Cloud Software Architect Necessities

Cloud Architecture is becoming more and more relevant in the software industry today.  A lot of efforts are becoming less about software and more about cloud software.  The whole gamut of cloud technology; platform, service, infrastructure, or platforms on platforms are growing rapidly in number.  The days you didn’t need to know what the cloud was are rapidly coming to an end.

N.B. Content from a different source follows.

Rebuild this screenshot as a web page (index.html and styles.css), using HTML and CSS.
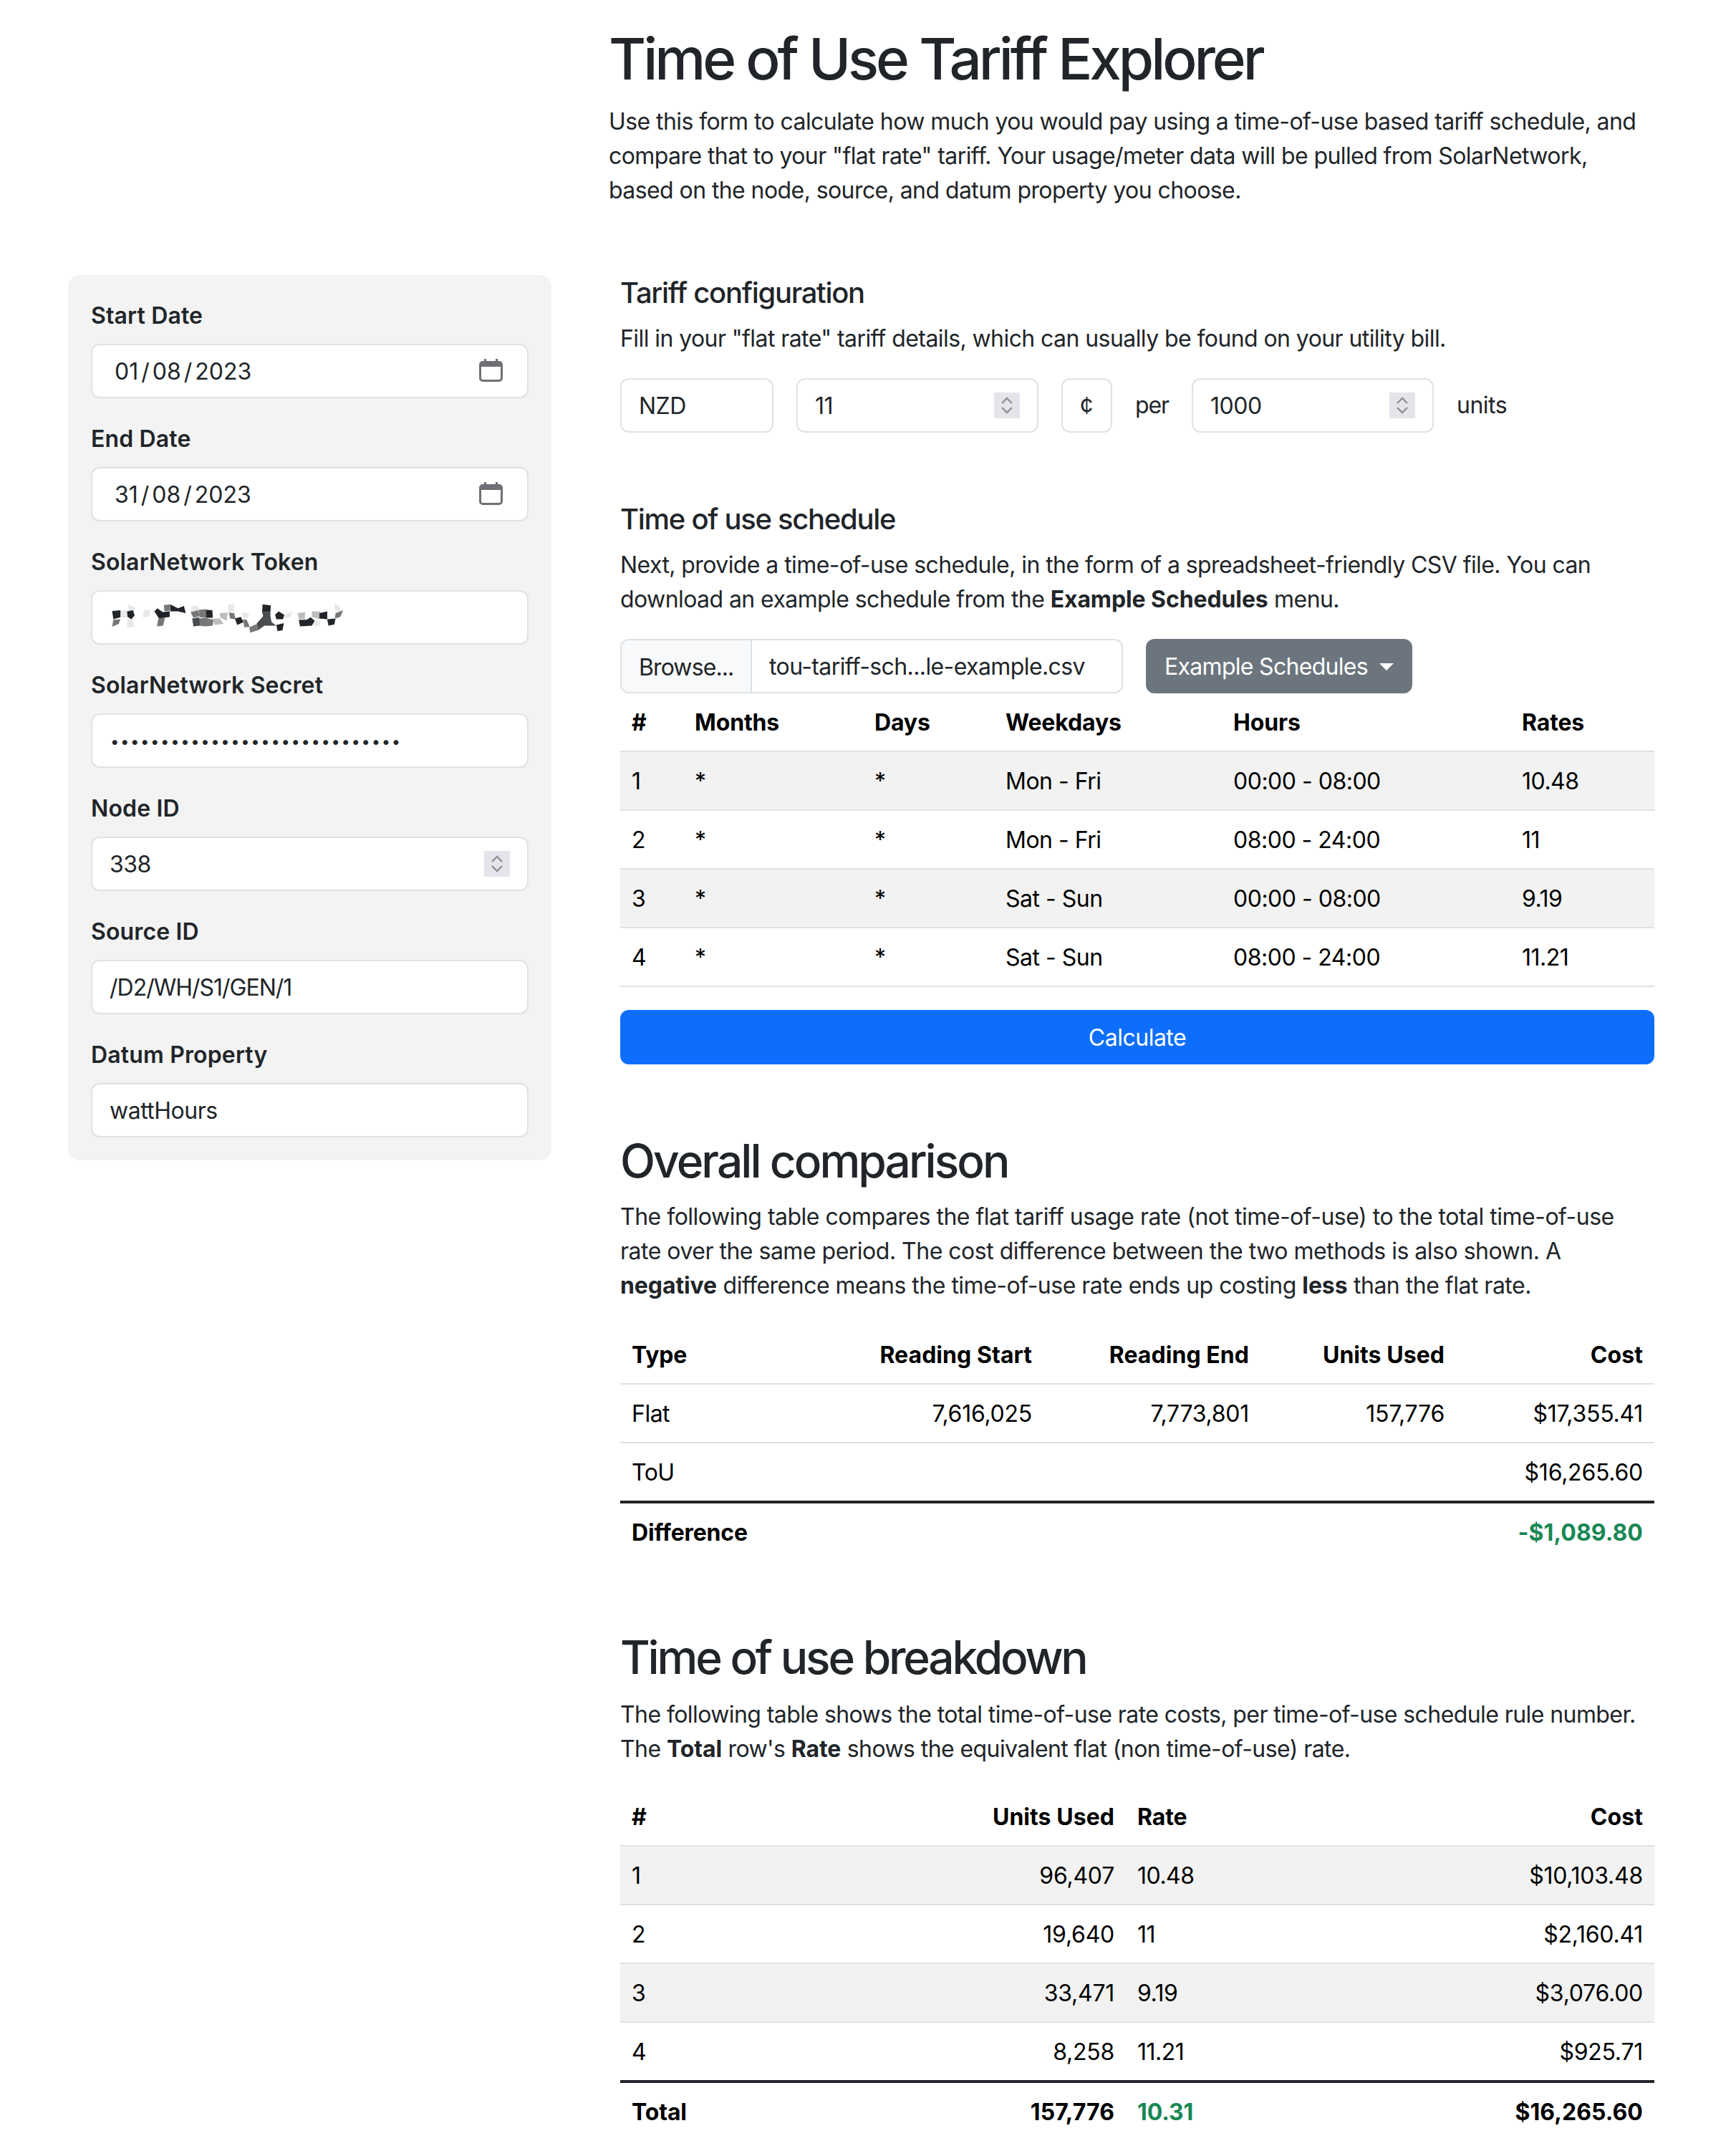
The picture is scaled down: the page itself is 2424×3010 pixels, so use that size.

As I move further along in my efforts with cloud development, both at application level and services levels, I’ve come to a few conclusions about what I do and do not need.  The following points are what I have recently drawn conclusions about, that cause frustration or are drawn from the beauty of cloud architecture.

REST is King, Period

When I use REST in this context, I don’t just mean a nice clean URI or “not SOAP”.  I’m talking about the whole entire enchilada of REST Architecture Principles.  A good place to start learning about REST is the Wikipedia Article.  Other key resources to check out include;  Roy T. Fielding’s Dissertation, specifically chapter 5, Principled Design of the Modern Web Architecture, and the O’Reilly Book RESTful Web Services.

REST Architecture is fundamental to the web and the fact that the web is continuous in uptime.  The web, or Internet, doesn’t go down, doesn’t crash, and is always available in some way.  REST Architecture and the principles around it are what enables the web to be this way.  The cloud seeks to have the same abilities, functionality, and basically be always on, thus REST Architecture is key to that underpinning.

Core Development

Currently I do most of my development with C# using the .NET Framework.  This is great for developing in cloud environments in Windows Azure and Amazon Web Services.  The .NET Framework has a lot of libraries that work around, with, and attempt to provide good RESTful Architecture.  However, there are also a lot of issues, such as the fact that WCF and ASP.NET at their core aren’t built with good intent against RESTful Architecture.  ASP.NET MVC and some of the latest WCF Releases (the out of band stuff) are extensively cleaning this up and I hear that this may be sooner than later.  I look forward to have cleaner, bare bones, fast implementations to use for RESTful development in Azure or AWS.

The current standing ASP.NET (Web Forms) Architecture is built well above the level it should be to utilize REST Architecture well.  Thus it creates a lot of overhead and unnecessary hardware utilization, especially for big sites that want to follow good RESTful Practice.

WCF on the other hand had some great ideas behind it, but as REST increased in popularity and demanded better use of the core principles the web is founded on, the WCF model has had to bend and give way some of its functional context in order to meet basic REST Architecture.

Anyway, that’s enough for my ramblings right now.  Just wanted to get some clear initial thoughts written down around Cloud Architecture needs for the software developer.